Thursday, December 24th, 2009

In “AIG Learns It’s All in the Name” from FinancialPlanning.com, we learn that taxpayers’ bailout dollars have helped AIG bounce back faster than many expected.  American International Group is one of the few insurance companies that has successfully come back from the financial mess it was in through creative branding.  It’s subsidiary was previously named AIG Annuity Insurance Co. but was switched this year to Western National Life Insurance Co.  That distancing from the tarnished brand name of AIG helped lead Western National to be the third quarter’s number one seller of fixed annuities through banks.  New York Life Insurance Co. does still hold the number one spot for the year, but believes it lost it’s third quarter spot due to low interest rates in the market.

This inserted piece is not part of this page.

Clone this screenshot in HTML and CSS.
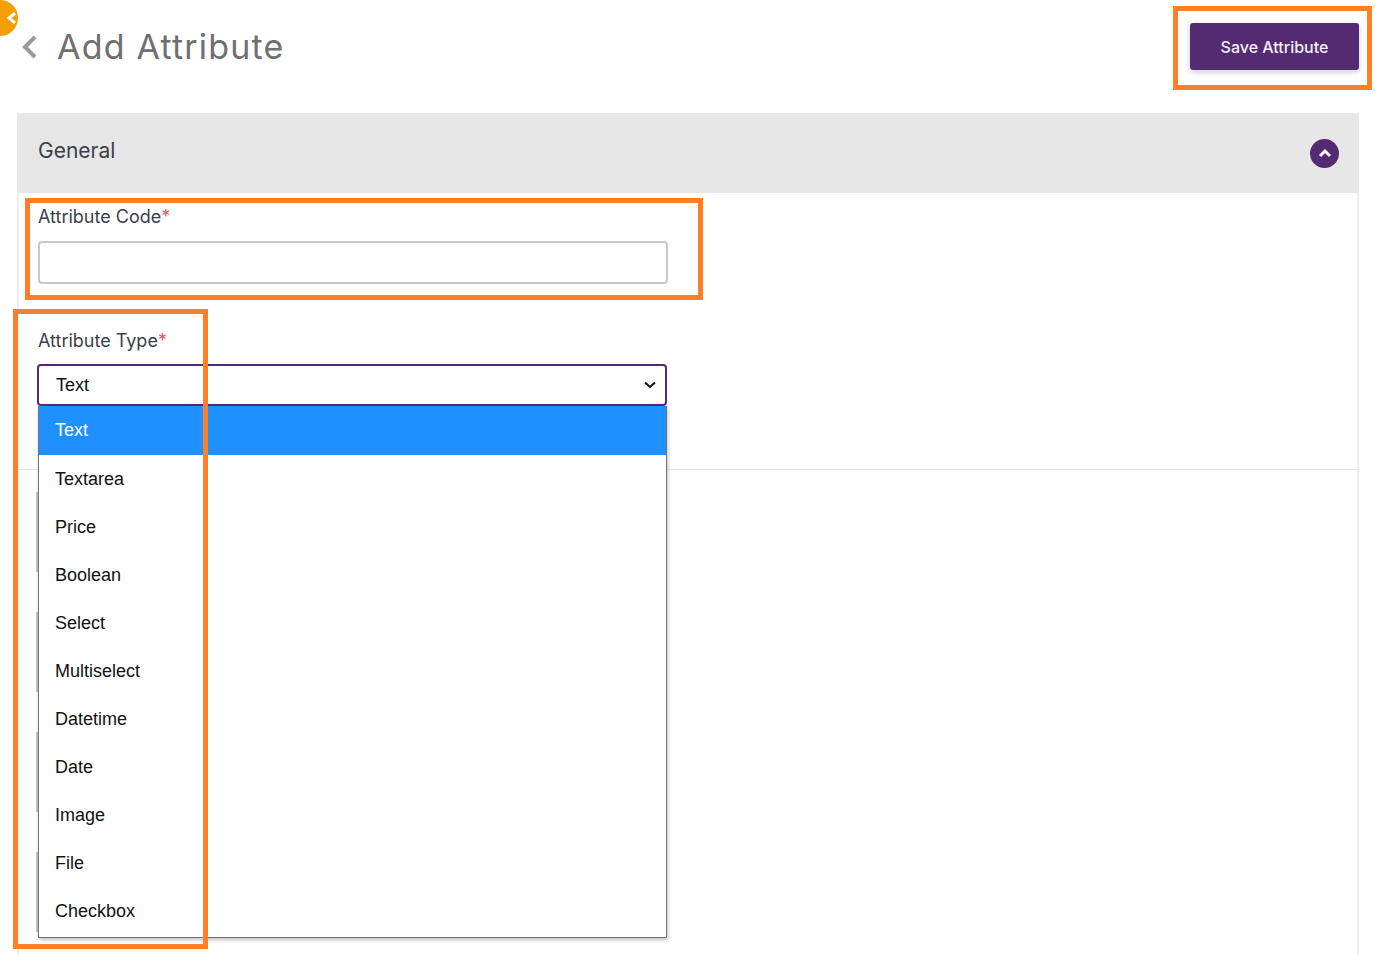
FILE: index.html
```html
<!DOCTYPE html>
<html lang="en">
<head>
    <meta charset="UTF-8">
    <title>Add Attribute</title>
    <link rel="stylesheet" href="styles.css">
</head>
<body>

    <div class="nav-toggle">
        <svg width="12" height="14" viewBox="0 0 12 14"><path d="M9 2 L3 7 L9 12" fill="none" stroke="#fff" stroke-width="3"/></svg>
    </div>

    <header class="page-header">
        <div class="page-title">
            <svg class="back-icon" width="18" height="26" viewBox="0 0 18 26"><path d="M14 3 L4 13 L14 23" fill="none" stroke="#9a9a9a" stroke-width="4"/></svg>
            <h1>Add Attribute</h1>
        </div>
        <button class="save-btn">Save Attribute</button>
    </header>

    <section class="panel">
        <div class="panel-head">
            <h2>General</h2>
            <span class="collapse-btn">
                <svg width="14" height="10" viewBox="0 0 14 10"><path d="M2 8 L7 3 L12 8" fill="none" stroke="#fff" stroke-width="3"/></svg>
            </span>
        </div>
        <div class="panel-body">
            <div class="field field-code">
                <label>Attribute Code<span class="req">*</span></label>
                <input type="text" class="text-input">
            </div>
            <div class="field field-type">
                <label>Attribute Type<span class="req">*</span></label>
                <div class="select-box">
                    <span>Text</span>
                    <svg width="12" height="8" viewBox="0 0 12 8"><path d="M1 1.5 L6 6 L11 1.5" fill="none" stroke="#111" stroke-width="2"/></svg>
                </div>
                <ul class="select-list">
                    <li class="active">Text</li>
                    <li>Textarea</li>
                    <li>Price</li>
                    <li>Boolean</li>
                    <li>Select</li>
                    <li>Multiselect</li>
                    <li>Datetime</li>
                    <li>Date</li>
                    <li>Image</li>
                    <li>File</li>
                    <li>Checkbox</li>
                </ul>
            </div>
        </div>
        <div class="panel-rest">
            <div class="ghost-input"></div>
            <div class="ghost-input"></div>
            <div class="ghost-input"></div>
            <div class="ghost-input"></div>
        </div>
    </section>

    <div class="mark mark-save"></div>
    <div class="mark mark-code"></div>
    <div class="mark mark-type"></div>

</body>
</html>
```

FILE: styles.css
```css
html, body {
    height: 955px;
    overflow: hidden;
}

body {
    font-family: 'Inter', 'Open Sans', sans-serif;
    background: #fff;
    margin: 0;
    padding: 0;
    position: relative;
    color: #3b3f4a;
}

.nav-toggle {
    position: absolute;
    left: -18px;
    top: 0;
    width: 36px;
    height: 36px;
    border-radius: 50%;
    background: #f59e00;
    display: flex;
    align-items: center;
    justify-content: flex-end;
    padding-right: 0;
    box-sizing: border-box;
}

.page-header {
    display: flex;
    justify-content: space-between;
    align-items: center;
    height: 93px;
    padding: 0 21px 0 21px;
    box-sizing: border-box;
}

.page-title {
    display: flex;
    align-items: center;
    gap: 18px;
}

.page-title h1 {
    margin: 0;
    font-size: 34px;
    font-weight: 400;
    letter-spacing: 1.2px;
    color: #6f6f6f;
}

.save-btn {
    width: 169px;
    height: 47px;
    background: #542b72;
    color: #f4f0f6;
    border: none;
    border-radius: 3px;
    font-family: inherit;
    font-size: 16px;
    font-weight: 500;
    box-shadow: 0 2px 6px rgba(0, 0, 0, 0.2);
}

.panel {
    margin: 20px 21px 0 17px;
    border-right: 2px solid #eee;
    border-left: 2px solid #eee;
    height: 842px;
}

.panel-head {
    margin: 0 -2px;
    height: 80px;
    background: #e7e7e7;
    padding: 0 20px 0 21px;
    display: flex;
    justify-content: space-between;
    align-items: center;
}

.panel-head h2 {
    margin: 0 0 6px 0;
    font-size: 21px;
    font-weight: 400;
    color: #3b3f4a;
}

.collapse-btn {
    width: 29px;
    height: 29px;
    border-radius: 50%;
    background: #542b72;
    display: flex;
    align-items: center;
    justify-content: center;
}

.panel-body {
    height: 277px;
    padding: 0 19px;
    border-bottom: 1px solid #e6e6e6;
    box-sizing: border-box;
}

.field label {
    display: block;
    font-size: 18px;
    line-height: 22px;
    color: #3b3f4a;
}

.req {
    color: #ff4d5e;
}

.field-code {
    padding-top: 13px;
}

.text-input {
    display: block;
    width: 630px;
    height: 43px;
    margin-top: 13px;
    border: 2px solid #c8c8c8;
    border-radius: 4px;
    box-sizing: border-box;
    background: #fff;
}

.field-type {
    position: relative;
    padding-top: 46px;
}

.select-box {
    width: 630px;
    height: 42px;
    margin: 12px 0 0 -1px;
    border: 2px solid #542b72;
    border-radius: 4px;
    box-sizing: border-box;
    display: flex;
    justify-content: space-between;
    align-items: center;
    padding: 0 9px 0 17px;
    font-family: 'Liberation Sans', Arial, sans-serif;
    font-size: 18px;
    color: #111;
    background: #fff;
}

.select-list {
    list-style: none;
    margin: 0;
    padding: 0;
    position: absolute;
    left: 0;
    top: 122px;
    width: 629px;
    height: 532px;
    box-sizing: border-box;
    background: #fff;
    border: 1px solid #767676;
    border-top: none;
    box-shadow: 1px 2px 4px rgba(0, 0, 0, 0.25);
    font-family: 'Liberation Sans', Arial, sans-serif;
    font-size: 18px;
    color: #111;
    z-index: 2;
}

.select-list li {
    height: 48px;
    line-height: 48px;
    padding-left: 16px;
}

.select-list .active {
    height: 49px;
    background: #1e90ff;
    color: #fff;
}

.panel-rest {
    padding: 22px 0 0 17px;
}

.ghost-input {
    width: 40px;
    height: 80px;
    margin-bottom: 40px;
    border-left: 3px solid #c8c8c8;
}

.mark {
    position: absolute;
    border: 5px solid #ff7f27;
    box-sizing: border-box;
    z-index: 5;
}

.mark-save {
    left: 1173px;
    top: 6px;
    width: 199px;
    height: 84px;
}

.mark-code {
    left: 25px;
    top: 198px;
    width: 678px;
    height: 102px;
}

.mark-type {
    left: 13px;
    top: 309px;
    width: 195px;
    height: 640px;
}
```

Western National has been able to attract more annuity clients because they are offering higher interest rates than competitors.  They do this by making agreements with banks to lower the commissions they pay to the banks.  In turn, the banks receive more annuity clients after a couple years of clients shying away from the products.  Banks believe that the volume of fixed annuity customers they receive will make up for the lower commissions they are being paid by Western National.  While some other insurance companies may not think it is fair that AIG’s Western National is using government bailout money to cushion it’s higher interest rate offerings, that was part of the purpose for the bailout.  Companies should use that money in a way that they will become successful again and repay the bailout money to taxpayers.